A balbúrdia faz com que o andamento dos serviços normais sejam interrompidos, enquanto o trânsito pelo prédio causa turbulência e produz maior procrastinação ainda.
Depois de localizado o nome do credor, este se vê assediado por cartas, telefonemas e mensagens acenando com o “bom negócio” da venda do seu crédito. Muitos infelizes, desalentados diante da aparente insolvência do Estado e disfuncionalidade do setor, cedem seus créditos por valor simbólico.
Esse é apenas um aspecto que também precisa ser analisado por aqueles que pensam num esquema de maior eficiência para essa questão.

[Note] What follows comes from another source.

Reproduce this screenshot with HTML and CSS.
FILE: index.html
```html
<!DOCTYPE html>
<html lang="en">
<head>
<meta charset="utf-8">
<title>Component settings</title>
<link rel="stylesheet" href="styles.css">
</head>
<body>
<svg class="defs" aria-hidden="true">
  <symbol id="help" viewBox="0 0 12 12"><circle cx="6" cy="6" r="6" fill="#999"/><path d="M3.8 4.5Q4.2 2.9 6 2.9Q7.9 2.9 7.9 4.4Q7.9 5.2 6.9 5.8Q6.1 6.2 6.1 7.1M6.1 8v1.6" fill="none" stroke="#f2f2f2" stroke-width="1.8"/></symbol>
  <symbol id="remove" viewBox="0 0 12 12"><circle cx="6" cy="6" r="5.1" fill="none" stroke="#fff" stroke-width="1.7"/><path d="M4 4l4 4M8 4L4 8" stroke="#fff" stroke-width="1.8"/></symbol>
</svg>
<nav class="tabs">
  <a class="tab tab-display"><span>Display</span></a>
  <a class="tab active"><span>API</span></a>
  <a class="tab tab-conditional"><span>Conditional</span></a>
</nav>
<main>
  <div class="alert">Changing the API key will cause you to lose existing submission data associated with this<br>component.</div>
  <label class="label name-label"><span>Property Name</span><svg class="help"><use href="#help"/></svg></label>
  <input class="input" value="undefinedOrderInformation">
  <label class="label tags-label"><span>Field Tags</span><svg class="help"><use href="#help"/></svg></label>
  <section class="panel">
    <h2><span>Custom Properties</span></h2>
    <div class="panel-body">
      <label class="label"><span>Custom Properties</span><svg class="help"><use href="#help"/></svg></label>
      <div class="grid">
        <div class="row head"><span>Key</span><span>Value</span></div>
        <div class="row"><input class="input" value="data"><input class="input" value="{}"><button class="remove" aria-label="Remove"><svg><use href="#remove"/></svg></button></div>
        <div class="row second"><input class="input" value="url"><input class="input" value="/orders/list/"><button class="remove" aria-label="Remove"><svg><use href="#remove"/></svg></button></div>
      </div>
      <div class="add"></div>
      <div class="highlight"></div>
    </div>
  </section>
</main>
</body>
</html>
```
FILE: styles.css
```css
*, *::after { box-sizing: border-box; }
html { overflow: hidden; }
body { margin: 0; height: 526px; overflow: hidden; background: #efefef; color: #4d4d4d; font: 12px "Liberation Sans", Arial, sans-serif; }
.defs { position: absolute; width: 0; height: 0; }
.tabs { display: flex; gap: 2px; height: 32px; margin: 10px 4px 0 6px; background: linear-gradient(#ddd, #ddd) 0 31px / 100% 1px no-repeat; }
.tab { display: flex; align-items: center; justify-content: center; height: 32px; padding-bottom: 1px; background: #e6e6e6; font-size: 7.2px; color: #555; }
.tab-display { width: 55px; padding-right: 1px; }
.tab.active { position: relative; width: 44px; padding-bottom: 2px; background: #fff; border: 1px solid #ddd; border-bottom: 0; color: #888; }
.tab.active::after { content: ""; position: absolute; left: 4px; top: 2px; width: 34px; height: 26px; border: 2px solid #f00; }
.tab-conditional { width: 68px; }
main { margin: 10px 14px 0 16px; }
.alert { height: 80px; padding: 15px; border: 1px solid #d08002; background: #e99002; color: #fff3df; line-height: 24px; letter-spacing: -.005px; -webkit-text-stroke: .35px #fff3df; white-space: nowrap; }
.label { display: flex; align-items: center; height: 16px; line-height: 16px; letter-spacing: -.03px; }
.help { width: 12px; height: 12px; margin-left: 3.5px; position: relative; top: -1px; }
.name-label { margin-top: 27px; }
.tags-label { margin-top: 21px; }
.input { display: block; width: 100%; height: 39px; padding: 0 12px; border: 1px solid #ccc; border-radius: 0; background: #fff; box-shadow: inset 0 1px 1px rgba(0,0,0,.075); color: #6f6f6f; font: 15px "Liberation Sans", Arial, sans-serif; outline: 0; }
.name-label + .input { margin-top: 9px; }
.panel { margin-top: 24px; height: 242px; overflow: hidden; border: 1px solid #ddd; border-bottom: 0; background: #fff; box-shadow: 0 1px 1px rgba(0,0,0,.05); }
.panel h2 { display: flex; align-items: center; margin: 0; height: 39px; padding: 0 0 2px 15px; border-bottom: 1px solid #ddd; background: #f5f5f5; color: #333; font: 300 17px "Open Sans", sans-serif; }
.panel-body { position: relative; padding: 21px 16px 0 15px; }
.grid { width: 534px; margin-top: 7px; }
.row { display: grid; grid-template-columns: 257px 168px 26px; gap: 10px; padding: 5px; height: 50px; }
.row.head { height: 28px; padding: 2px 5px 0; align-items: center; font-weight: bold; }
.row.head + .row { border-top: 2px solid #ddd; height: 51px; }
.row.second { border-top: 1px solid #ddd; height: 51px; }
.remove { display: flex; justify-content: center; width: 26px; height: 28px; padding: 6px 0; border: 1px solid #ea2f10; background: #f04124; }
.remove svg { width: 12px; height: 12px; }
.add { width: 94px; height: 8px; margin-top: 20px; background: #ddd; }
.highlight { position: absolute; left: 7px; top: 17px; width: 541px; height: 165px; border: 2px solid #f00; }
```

Sem falar que o Judiciário se vê sobrecarregado com uma função que não é sua. Assim como ele não é cobrador de dívidas do governo e, portanto, nunca deveria receber as milhões de certidões de dívida ativa que dão origem a esse “mar sem fim” de executivos fiscais, menos ainda deveria se responsabilizar pelo pagamento.

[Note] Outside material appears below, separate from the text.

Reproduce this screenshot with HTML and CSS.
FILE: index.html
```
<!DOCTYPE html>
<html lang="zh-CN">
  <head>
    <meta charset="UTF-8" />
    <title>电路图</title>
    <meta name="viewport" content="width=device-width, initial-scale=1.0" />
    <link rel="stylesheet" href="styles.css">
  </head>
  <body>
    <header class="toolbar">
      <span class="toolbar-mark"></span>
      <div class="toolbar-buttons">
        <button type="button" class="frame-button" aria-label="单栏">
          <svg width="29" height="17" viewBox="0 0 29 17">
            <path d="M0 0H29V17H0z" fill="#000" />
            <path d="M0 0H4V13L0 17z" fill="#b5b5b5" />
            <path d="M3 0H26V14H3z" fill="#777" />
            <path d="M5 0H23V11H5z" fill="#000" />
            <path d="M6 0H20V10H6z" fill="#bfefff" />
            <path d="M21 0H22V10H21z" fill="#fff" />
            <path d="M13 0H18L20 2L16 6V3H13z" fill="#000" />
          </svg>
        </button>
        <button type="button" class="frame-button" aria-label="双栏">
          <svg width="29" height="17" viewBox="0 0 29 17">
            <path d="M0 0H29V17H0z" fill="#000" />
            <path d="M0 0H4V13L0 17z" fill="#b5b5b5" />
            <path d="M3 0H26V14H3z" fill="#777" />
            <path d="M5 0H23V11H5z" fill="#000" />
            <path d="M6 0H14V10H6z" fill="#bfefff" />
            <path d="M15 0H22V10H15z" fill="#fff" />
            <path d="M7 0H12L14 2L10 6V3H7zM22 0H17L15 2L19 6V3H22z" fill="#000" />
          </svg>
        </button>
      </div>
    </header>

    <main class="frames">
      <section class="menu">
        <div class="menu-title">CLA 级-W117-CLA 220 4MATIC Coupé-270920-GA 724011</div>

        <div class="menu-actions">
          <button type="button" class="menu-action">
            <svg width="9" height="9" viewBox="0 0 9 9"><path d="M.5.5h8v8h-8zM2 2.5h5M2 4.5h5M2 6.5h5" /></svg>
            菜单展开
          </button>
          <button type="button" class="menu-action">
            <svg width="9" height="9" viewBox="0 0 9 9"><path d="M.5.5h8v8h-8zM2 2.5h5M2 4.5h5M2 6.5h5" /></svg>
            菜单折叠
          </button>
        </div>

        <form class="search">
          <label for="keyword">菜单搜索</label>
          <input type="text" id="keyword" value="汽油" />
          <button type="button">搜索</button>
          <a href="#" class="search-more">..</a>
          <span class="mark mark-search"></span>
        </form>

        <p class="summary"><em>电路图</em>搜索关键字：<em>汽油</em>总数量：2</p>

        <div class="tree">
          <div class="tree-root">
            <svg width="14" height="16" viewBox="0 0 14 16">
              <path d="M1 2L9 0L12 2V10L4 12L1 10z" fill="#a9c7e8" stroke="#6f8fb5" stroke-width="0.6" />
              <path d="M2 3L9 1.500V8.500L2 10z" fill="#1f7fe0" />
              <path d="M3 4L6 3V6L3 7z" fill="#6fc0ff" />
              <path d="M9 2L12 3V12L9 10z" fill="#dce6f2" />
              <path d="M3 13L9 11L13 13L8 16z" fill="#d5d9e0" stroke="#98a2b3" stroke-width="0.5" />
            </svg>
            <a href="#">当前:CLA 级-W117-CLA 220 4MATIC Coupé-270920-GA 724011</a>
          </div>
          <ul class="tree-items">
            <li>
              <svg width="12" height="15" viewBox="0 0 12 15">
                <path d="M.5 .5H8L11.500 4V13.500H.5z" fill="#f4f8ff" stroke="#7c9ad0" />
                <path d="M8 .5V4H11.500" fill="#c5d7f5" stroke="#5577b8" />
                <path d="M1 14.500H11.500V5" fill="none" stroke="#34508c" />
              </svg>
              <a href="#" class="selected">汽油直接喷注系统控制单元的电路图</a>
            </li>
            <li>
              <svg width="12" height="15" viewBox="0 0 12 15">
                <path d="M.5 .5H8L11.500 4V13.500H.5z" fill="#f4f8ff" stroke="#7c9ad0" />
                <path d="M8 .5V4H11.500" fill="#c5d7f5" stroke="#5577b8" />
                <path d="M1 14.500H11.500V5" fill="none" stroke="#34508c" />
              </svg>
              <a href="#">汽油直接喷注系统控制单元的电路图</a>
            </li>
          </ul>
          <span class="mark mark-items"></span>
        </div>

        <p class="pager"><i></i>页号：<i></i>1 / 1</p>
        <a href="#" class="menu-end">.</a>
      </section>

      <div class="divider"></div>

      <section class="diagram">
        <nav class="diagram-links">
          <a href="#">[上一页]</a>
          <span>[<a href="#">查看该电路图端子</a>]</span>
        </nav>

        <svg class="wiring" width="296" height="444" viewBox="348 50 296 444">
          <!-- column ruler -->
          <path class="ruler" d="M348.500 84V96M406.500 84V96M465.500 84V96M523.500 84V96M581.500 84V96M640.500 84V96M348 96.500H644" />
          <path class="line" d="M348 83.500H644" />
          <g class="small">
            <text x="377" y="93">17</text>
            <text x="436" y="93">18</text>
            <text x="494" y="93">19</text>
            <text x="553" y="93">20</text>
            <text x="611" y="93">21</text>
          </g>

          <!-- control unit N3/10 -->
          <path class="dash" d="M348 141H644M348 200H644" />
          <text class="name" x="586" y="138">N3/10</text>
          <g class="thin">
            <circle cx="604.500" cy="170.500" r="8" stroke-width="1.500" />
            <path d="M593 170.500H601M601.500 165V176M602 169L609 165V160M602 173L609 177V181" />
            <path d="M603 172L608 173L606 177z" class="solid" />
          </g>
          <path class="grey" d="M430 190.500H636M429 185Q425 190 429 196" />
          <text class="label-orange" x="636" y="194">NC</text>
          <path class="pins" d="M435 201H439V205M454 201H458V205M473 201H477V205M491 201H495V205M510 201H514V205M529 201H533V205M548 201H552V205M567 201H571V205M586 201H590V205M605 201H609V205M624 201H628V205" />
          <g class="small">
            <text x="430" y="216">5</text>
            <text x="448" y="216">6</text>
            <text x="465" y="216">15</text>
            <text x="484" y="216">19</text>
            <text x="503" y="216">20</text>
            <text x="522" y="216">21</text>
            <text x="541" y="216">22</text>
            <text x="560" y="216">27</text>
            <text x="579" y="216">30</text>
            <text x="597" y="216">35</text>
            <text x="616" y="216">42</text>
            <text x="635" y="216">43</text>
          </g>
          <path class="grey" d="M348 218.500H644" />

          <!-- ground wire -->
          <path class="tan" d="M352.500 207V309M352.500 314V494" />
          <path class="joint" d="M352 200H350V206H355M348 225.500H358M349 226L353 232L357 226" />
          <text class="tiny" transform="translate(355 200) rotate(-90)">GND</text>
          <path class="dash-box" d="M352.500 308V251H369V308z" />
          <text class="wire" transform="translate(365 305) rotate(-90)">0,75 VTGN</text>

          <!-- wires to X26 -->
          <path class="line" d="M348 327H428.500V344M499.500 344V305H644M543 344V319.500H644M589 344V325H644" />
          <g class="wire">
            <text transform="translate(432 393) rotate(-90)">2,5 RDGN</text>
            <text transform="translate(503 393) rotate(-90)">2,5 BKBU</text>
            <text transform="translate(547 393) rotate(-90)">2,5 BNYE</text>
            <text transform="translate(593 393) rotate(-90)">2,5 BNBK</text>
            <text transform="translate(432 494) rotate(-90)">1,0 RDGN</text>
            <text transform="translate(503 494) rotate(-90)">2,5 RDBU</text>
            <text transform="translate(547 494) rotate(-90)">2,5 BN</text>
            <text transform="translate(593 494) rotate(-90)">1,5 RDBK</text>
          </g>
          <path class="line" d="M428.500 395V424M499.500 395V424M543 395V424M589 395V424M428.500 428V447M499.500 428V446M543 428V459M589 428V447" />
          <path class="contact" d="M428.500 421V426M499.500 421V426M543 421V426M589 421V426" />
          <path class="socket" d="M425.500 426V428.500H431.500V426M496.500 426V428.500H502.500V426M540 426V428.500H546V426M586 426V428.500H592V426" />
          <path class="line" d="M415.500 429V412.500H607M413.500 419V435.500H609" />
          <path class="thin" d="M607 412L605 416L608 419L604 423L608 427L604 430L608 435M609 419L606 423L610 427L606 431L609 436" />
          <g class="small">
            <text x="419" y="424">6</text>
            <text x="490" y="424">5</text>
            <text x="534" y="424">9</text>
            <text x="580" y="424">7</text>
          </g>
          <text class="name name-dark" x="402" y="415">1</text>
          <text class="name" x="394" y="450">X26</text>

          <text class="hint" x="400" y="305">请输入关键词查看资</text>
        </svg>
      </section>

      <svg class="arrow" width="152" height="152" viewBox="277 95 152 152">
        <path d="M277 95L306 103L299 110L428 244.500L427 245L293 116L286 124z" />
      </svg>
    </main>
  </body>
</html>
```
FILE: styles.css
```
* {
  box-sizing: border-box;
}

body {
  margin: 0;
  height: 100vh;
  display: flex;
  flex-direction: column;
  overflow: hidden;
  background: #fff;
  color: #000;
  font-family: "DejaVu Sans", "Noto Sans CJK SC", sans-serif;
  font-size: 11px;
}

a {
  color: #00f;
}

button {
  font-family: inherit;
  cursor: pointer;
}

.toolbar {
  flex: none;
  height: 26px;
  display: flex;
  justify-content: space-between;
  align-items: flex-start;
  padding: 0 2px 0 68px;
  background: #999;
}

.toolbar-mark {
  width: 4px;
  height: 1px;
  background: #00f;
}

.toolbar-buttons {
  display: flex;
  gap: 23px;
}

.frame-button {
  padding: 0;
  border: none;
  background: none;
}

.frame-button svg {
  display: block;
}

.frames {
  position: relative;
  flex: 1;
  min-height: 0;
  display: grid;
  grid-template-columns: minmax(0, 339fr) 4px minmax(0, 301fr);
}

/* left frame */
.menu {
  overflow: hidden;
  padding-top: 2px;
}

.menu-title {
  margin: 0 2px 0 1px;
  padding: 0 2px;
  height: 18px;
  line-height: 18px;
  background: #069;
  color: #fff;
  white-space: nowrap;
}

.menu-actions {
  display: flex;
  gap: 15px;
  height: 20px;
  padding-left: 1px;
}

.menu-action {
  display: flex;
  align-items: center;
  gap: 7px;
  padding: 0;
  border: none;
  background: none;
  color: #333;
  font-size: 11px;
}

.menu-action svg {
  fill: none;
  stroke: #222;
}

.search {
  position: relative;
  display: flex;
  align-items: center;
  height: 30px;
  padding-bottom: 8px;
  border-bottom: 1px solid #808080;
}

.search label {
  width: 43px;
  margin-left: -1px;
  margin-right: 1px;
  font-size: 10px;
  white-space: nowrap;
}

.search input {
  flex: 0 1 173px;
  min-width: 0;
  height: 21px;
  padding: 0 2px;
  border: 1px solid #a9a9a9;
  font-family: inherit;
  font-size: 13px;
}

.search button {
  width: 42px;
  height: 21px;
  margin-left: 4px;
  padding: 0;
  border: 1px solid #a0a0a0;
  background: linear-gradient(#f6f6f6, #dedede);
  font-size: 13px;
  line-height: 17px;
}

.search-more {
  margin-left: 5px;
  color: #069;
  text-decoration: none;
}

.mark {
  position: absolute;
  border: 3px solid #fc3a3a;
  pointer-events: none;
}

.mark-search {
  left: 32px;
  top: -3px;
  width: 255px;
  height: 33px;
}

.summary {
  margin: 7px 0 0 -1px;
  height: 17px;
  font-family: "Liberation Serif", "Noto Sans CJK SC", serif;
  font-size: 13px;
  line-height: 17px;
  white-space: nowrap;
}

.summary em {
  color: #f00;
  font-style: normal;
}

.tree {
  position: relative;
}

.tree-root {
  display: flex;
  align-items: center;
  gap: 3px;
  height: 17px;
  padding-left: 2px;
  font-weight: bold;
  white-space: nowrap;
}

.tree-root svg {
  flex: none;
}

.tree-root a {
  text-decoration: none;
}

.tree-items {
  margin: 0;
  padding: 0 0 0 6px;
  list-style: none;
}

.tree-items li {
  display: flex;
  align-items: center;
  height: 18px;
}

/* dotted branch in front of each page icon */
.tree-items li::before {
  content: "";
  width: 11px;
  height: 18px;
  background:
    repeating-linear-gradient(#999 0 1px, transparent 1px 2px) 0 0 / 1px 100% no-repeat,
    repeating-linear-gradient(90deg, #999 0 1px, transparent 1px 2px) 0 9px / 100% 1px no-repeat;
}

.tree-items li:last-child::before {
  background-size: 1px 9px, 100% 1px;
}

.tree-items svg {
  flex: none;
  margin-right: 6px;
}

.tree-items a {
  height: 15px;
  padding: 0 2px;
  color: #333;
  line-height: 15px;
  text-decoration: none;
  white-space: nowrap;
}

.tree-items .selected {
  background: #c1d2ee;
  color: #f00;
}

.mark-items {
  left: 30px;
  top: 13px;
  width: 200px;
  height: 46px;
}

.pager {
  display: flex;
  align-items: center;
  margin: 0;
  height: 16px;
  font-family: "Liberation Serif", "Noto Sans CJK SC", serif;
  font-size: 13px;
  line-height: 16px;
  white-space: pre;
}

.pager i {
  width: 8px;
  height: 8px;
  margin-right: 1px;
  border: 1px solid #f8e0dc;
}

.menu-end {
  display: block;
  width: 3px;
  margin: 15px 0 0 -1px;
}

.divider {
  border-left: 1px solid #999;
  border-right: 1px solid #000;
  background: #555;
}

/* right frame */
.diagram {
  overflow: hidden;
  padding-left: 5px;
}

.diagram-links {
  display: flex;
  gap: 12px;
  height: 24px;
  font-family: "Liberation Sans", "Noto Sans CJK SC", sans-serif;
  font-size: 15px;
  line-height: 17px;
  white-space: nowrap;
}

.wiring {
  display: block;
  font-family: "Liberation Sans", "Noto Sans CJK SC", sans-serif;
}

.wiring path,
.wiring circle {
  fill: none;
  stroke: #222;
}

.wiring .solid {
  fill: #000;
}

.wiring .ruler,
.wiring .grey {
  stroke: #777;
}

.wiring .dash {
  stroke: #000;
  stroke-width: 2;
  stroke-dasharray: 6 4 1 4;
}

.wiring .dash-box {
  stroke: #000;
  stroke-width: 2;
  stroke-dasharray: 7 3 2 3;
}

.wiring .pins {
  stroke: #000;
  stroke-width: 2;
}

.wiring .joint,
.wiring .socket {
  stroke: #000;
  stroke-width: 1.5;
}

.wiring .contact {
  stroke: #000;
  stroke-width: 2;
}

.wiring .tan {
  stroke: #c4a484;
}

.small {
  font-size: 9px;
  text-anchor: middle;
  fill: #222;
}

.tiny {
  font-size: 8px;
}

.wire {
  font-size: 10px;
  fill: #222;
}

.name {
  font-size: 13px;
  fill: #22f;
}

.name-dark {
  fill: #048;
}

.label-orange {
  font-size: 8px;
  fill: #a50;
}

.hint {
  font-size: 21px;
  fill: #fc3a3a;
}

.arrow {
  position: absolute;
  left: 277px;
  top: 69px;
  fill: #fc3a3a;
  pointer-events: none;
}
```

Judiciário existe para julgar, não para administrar problemas de outros poderes. De certa forma, os governos atuam como se isso não lhes dissesse respeito. Quando o problema começa muito antes: a imprevisão para saldar dívidas decorrentes, na maior parte das vezes, de equívocos ou de inconsequências perpetradas por reiteradas gestões.
As ações movidas contra o governo decorrem de más práticas. De atos normativos editados sem análise das consequências. Sem falar da defesa pífia promovida pelo próprio ente estatal quando promove expropriações e não consegue reduzir o montante indenizatório àquilo que a Constituição prevê: valor prévio e justo. Por causa de má administração, descontrole, inércia, ignorância ou conivência, quantas vezes o Governo não paga muitas vezes mais ao expropriado, em relação àquilo que o objeto da expropriação realmente vale.
Assim, não é suficiente julgamento pelo STJ a reconhecer que os precatórios dados em garantia no âmbito de execução fiscal deva ser considerado pelo seu valor de mercado e não pelo seu valor de face, para trazer harmonia ao tema. É preciso muito mais. É urgente alertar o credor de que ele não deve ceder seu crédito por valor simbólico. Fazer com que os Governos assumam sua responsabilidade e ofereçam ao Judiciário a infraestrutura necessária a fazer face a tarefas que não são da Justiça, mas ela as herdou, como prima-pobre de um Estado que só tem um poder: aquele que tem a chave do cofre e que se chama Executivo.
Não para inflar ainda mais o Judiciário com mão de obra que depois restará desanimada ante a falta de perspectivas, a ausência de um plano de carreiras e a crescente falência da autoestima. O que se pretende é que o Governo, com seus tentáculos, encontre fórmulas de oferecer um pronto-socorro para que o Judiciário não seja responsabilizado por uma fatura que não é sua. Mas é fruto de inexata compreensão das funções estatais e de que um verdadeiro Estado de Direito de índole democrática precisa se alicerçar na independência e harmonia entre os Poderes.
Enquanto não se adentrar de verdade na problemática da questão dos precatórios, continuará a grita, o clamor dos injustiçados, a insatisfação dos interessados e a perplexidade de quem herdou essa endless task, sem condições e sem qualificação para dar conta dela com a eficiência desejada.